§ Short task
Quote, verbatim, all material below, without pictures.

§ Recorded data
━━━

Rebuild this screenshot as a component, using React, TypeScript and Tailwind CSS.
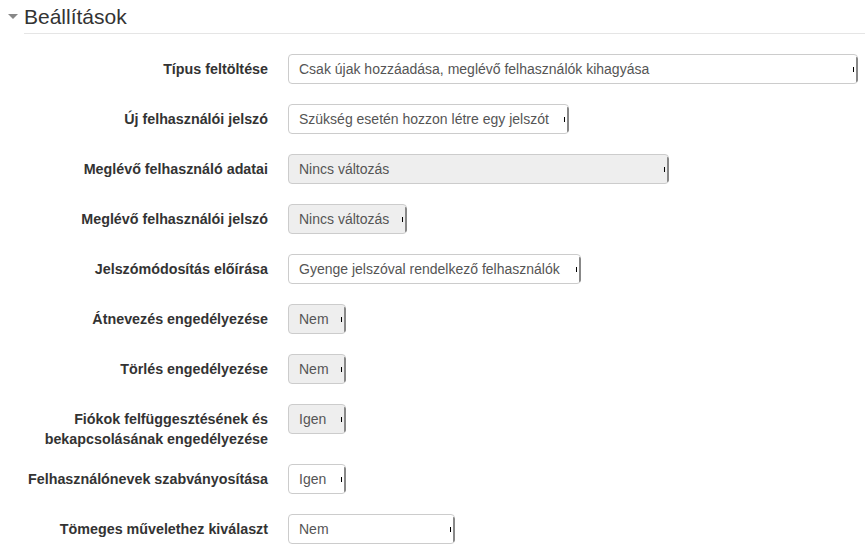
import React from 'react';

type Row = {
  label: React.ReactNode;
  value: string;
  width: string;
  disabled?: boolean;
  tall?: boolean;
};

const rows: Row[] = [
  { label: 'Típus feltöltése', value: 'Csak újak hozzáadása, meglévő felhasználók kihagyása', width: 'w-[570px]' },
  { label: 'Új felhasználói jelszó', value: 'Szükség esetén hozzon létre egy jelszót', width: 'w-[281px]' },
  { label: 'Meglévő felhasználó adatai', value: 'Nincs változás', width: 'w-[381px]', disabled: true },
  { label: 'Meglévő felhasználói jelszó', value: 'Nincs változás', width: 'w-[119px]', disabled: true },
  { label: 'Jelszómódosítás előírása', value: 'Gyenge jelszóval rendelkező felhasználók', width: 'w-[293px]' },
  { label: 'Átnevezés engedélyezése', value: 'Nem', width: 'w-[58px]', disabled: true },
  { label: 'Törlés engedélyezése', value: 'Nem', width: 'w-[58px]', disabled: true },
  {
    label: (
      <>
        Fiókok felfüggesztésének és
        <br />
        bekapcsolásának engedélyezése
      </>
    ),
    value: 'Igen',
    width: 'w-[58px]',
    disabled: true,
    tall: true,
  },
  { label: 'Felhasználónevek szabványosítása', value: 'Igen', width: 'w-[58px]' },
  { label: 'Tömeges művelethez kiválaszt', value: 'Nem', width: 'w-[167px]' },
];

const FakeSelect: React.FC<{ value: string; width: string; disabled?: boolean }> = ({ value, width, disabled }) => (
  <div
    className={`${width} h-[30px] flex items-center rounded-[4px] border border-[#ccc] ${
      disabled ? 'bg-[#eeeeee]' : 'bg-white'
    }`}
  >
    <span className="flex-1 pl-[10px] text-[14px] text-[#555] whitespace-nowrap overflow-hidden">{value}</span>
    <div className="relative h-full w-[6px] flex items-center justify-end">
      <div className="w-[1px] h-[5px] bg-black mr-[3px]" />
      <div className="absolute right-[-1px] top-[2px] bottom-[1px] w-[2px] bg-[#888] rounded-r-[2px]" />
    </div>
  </div>
);

const App: React.FC = () => {
  return (
    <div className="w-[865px] h-[553px] overflow-hidden bg-white font-['Liberation_Sans',Arial,sans-serif] text-[#333]">
      <div className="flex items-center pl-[8px] pt-[4px] h-[28px]">
        <span className="inline-block w-0 h-0 border-l-[5px] border-r-[5px] border-t-[5px] border-l-transparent border-r-transparent border-t-[#888] mr-[6px] mt-[1px]" />
        <h2 className="text-[21px] leading-none text-[#333]">Beállítások</h2>
      </div>
      <div className="ml-[24px] mt-[5px] border-b border-[#e5e5e5]" />
      <div className="pt-[20px]">
        {rows.map((r, i) => (
          <div key={i} className={`flex items-start ${r.tall ? 'pb-[15px]' : 'pb-[20px]'}`}>
            <div className="w-[268px] shrink-0 pt-[5px] text-right text-[14.3px] leading-5 font-bold">{r.label}</div>
            <div className="ml-[20px]">
              <FakeSelect value={r.value} width={r.width} disabled={r.disabled} />
            </div>
          </div>
        ))}
      </div>
    </div>
  );
};

export default App;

━━━

§ Written reply
Rebuild this screenshot as a component, using React, TypeScript and Tailwind CSS.
import React from 'react';

type Row = {
  label: React.ReactNode;
  value: string;
  width: string;
  disabled?: boolean;
  tall?: boolean;
};

const rows: Row[] = [
  { label: 'Típus feltöltése', value: 'Csak újak hozzáadása, meglévő felhasználók kihagyása', width: 'w-[570px]' },
  { label: 'Új felhasználói jelszó', value: 'Szükség esetén hozzon létre egy jelszót', width: 'w-[281px]' },
  { label: 'Meglévő felhasználó adatai', value: 'Nincs változás', width: 'w-[381px]', disabled: true },
  { label: 'Meglévő felhasználói jelszó', value: 'Nincs változás', width: 'w-[119px]', disabled: true },
  { label: 'Jelszómódosítás előírása', value: 'Gyenge jelszóval rendelkező felhasználók', width: 'w-[293px]' },
  { label: 'Átnevezés engedélyezése', value: 'Nem', width: 'w-[58px]', disabled: true },
  { label: 'Törlés engedélyezése', value: 'Nem', width: 'w-[58px]', disabled: true },
  {
    label: (
      <>
        Fiókok felfüggesztésének és
        <br />
        bekapcsolásának engedélyezése
      </>
    ),
    value: 'Igen',
    width: 'w-[58px]',
    disabled: true,
    tall: true,
  },
  { label: 'Felhasználónevek szabványosítása', value: 'Igen', width: 'w-[58px]' },
  { label: 'Tömeges művelethez kiválaszt', value: 'Nem', width: 'w-[167px]' },
];

const FakeSelect: React.FC<{ value: string; width: string; disabled?: boolean }> = ({ value, width, disabled }) => (
  <div
    className={`${width} h-[30px] flex items-center rounded-[4px] border border-[#ccc] ${
      disabled ? 'bg-[#eeeeee]' : 'bg-white'
    }`}
  >
    <span className="flex-1 pl-[10px] text-[14px] text-[#555] whitespace-nowrap overflow-hidden">{value}</span>
    <div className="relative h-full w-[6px] flex items-center justify-end">
      <div className="w-[1px] h-[5px] bg-black mr-[3px]" />
      <div className="absolute right-[-1px] top-[2px] bottom-[1px] w-[2px] bg-[#888] rounded-r-[2px]" />
    </div>
  </div>
);

const App: React.FC = () => {
  return (
    <div className="w-[865px] h-[553px] overflow-hidden bg-white font-['Liberation_Sans',Arial,sans-serif] text-[#333]">
      <div className="flex items-center pl-[8px] pt-[4px] h-[28px]">
        <span className="inline-block w-0 h-0 border-l-[5px] border-r-[5px] border-t-[5px] border-l-transparent border-r-transparent border-t-[#888] mr-[6px] mt-[1px]" />
        <h2 className="text-[21px] leading-none text-[#333]">Beállítások</h2>
      </div>
      <div className="ml-[24px] mt-[5px] border-b border-[#e5e5e5]" />
      <div className="pt-[20px]">
        {rows.map((r, i) => (
          <div key={i} className={`flex items-start ${r.tall ? 'pb-[15px]' : 'pb-[20px]'}`}>
            <div className="w-[268px] shrink-0 pt-[5px] text-right text-[14.3px] leading-5 font-bold">{r.label}</div>
            <div className="ml-[20px]">
              <FakeSelect value={r.value} width={r.width} disabled={r.disabled} />
            </div>
          </div>
        ))}
      </div>
    </div>
  );
};

export default App;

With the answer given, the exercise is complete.